> _The task_: Which lines run from the first one up to and including the one with "bg-[#ebecf0] px-4 flex"? Print exactly those.

(Stored data entries)
- - -

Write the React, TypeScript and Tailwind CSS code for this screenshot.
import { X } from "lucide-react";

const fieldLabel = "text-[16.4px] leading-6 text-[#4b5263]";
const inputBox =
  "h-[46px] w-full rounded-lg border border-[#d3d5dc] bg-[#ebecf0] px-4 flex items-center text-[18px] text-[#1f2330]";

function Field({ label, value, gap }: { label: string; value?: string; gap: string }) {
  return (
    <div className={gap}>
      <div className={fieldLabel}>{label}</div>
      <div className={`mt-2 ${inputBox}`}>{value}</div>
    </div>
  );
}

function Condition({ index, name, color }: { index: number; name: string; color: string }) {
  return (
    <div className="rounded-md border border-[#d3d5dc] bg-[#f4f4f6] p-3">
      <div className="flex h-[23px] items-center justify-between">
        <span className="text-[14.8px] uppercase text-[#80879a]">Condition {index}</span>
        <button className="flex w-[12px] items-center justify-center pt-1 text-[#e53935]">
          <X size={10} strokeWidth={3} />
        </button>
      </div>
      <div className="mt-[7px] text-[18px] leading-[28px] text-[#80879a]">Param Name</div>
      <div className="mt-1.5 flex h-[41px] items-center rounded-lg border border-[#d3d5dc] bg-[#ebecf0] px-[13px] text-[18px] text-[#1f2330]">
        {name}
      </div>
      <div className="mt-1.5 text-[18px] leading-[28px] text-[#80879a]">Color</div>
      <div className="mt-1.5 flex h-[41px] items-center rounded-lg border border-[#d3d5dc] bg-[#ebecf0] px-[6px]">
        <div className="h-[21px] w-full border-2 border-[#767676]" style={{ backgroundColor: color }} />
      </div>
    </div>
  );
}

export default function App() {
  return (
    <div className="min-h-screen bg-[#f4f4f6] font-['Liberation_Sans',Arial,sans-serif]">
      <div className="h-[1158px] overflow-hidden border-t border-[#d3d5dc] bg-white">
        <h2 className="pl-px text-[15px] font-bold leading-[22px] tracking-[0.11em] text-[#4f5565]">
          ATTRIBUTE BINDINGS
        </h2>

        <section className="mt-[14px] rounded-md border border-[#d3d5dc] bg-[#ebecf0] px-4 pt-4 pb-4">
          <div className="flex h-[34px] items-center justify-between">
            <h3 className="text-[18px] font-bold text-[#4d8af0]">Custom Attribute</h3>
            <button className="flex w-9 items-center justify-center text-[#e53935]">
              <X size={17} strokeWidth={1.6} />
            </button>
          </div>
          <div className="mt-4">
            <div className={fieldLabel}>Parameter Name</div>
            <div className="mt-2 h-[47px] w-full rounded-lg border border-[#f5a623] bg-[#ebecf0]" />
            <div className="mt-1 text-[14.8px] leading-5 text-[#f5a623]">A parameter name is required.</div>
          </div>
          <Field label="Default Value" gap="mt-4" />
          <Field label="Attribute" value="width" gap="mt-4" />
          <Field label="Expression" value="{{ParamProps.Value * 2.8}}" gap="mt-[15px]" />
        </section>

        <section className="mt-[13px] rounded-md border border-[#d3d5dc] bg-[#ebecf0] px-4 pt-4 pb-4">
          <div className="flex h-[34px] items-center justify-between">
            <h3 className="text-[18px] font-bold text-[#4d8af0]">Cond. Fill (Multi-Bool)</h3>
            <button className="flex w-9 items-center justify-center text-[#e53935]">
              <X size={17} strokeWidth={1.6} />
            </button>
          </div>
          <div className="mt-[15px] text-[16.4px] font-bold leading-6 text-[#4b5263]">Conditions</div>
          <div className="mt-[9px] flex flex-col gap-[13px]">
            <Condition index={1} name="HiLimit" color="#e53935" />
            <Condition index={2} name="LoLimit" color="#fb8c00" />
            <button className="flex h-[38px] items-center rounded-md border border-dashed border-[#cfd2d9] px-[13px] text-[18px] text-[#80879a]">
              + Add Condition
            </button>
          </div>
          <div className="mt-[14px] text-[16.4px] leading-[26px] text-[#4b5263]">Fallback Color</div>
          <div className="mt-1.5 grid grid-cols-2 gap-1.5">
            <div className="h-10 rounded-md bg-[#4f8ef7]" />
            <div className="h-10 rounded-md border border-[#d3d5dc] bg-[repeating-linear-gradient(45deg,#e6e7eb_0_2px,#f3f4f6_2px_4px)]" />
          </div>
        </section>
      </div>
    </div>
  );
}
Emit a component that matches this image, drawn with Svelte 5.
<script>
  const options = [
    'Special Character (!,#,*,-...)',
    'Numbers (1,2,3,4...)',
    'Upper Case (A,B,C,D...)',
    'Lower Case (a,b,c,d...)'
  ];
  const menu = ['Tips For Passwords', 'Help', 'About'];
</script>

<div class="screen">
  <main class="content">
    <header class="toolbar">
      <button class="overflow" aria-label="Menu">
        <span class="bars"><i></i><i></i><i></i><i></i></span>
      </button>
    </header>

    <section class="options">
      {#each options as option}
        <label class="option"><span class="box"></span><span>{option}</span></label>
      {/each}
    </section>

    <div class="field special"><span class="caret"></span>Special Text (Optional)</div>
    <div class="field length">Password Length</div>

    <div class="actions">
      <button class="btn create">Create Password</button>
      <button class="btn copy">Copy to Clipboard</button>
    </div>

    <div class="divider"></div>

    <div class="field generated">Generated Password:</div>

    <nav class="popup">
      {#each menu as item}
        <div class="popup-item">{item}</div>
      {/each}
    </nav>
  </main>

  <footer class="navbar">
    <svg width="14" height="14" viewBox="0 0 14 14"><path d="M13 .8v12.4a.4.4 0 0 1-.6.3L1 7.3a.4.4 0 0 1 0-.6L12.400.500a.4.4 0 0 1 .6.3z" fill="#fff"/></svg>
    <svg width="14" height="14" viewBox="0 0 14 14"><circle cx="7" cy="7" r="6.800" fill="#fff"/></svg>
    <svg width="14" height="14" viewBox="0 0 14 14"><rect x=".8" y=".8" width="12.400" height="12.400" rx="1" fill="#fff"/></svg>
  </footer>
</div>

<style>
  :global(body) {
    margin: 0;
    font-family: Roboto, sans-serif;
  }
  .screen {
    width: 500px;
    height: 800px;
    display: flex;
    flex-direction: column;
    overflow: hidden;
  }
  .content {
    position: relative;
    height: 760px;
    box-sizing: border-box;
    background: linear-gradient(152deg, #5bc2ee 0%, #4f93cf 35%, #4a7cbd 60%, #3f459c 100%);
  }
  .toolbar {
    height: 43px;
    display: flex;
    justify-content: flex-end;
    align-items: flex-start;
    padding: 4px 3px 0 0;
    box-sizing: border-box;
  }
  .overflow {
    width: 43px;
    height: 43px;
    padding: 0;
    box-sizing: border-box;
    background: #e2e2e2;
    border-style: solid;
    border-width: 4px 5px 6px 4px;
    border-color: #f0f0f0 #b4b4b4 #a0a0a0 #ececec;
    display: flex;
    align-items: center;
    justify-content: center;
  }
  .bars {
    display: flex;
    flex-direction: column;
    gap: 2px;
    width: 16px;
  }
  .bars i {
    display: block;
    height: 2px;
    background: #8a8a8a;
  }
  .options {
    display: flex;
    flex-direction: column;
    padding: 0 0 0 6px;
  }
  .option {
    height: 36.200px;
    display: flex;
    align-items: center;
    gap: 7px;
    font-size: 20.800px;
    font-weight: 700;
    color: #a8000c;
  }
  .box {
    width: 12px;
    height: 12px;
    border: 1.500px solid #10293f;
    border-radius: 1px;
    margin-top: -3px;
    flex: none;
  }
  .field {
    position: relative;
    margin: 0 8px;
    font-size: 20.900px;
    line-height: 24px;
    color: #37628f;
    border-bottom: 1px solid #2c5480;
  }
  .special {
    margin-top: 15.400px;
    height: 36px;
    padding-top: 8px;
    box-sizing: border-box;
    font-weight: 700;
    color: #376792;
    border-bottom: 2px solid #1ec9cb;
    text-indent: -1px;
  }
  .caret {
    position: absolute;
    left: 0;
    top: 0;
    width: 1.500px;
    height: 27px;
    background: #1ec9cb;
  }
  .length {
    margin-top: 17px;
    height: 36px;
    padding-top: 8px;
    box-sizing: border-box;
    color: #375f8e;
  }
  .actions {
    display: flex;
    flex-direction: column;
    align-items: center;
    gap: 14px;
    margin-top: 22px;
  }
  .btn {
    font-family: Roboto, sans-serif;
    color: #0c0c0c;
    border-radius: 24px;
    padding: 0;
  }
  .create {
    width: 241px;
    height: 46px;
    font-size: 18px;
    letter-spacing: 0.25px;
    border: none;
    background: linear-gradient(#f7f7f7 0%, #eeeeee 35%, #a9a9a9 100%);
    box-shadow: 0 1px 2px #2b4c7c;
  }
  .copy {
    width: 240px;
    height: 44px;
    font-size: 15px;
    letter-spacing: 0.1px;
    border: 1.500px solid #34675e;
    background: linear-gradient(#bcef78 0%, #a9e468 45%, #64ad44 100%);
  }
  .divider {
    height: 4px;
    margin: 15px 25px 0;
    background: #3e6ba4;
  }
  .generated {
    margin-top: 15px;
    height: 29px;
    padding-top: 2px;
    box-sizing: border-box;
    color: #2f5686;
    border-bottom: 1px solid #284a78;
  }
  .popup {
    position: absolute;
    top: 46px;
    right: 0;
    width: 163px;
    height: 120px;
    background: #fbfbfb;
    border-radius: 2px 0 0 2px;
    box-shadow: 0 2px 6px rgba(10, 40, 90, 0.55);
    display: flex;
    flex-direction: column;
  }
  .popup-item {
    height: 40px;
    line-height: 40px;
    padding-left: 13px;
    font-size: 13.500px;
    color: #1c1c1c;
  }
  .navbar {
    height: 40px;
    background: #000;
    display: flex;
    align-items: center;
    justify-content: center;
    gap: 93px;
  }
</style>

- - -

> _Answer to this exercise_:
Write the React, TypeScript and Tailwind CSS code for this screenshot.
import { X } from "lucide-react";

const fieldLabel = "text-[16.4px] leading-6 text-[#4b5263]";
const inputBox =
  "h-[46px] w-full rounded-lg border border-[#d3d5dc] bg-[#ebecf0] px-4 flex items-center text-[18px] text-[#1f2330]";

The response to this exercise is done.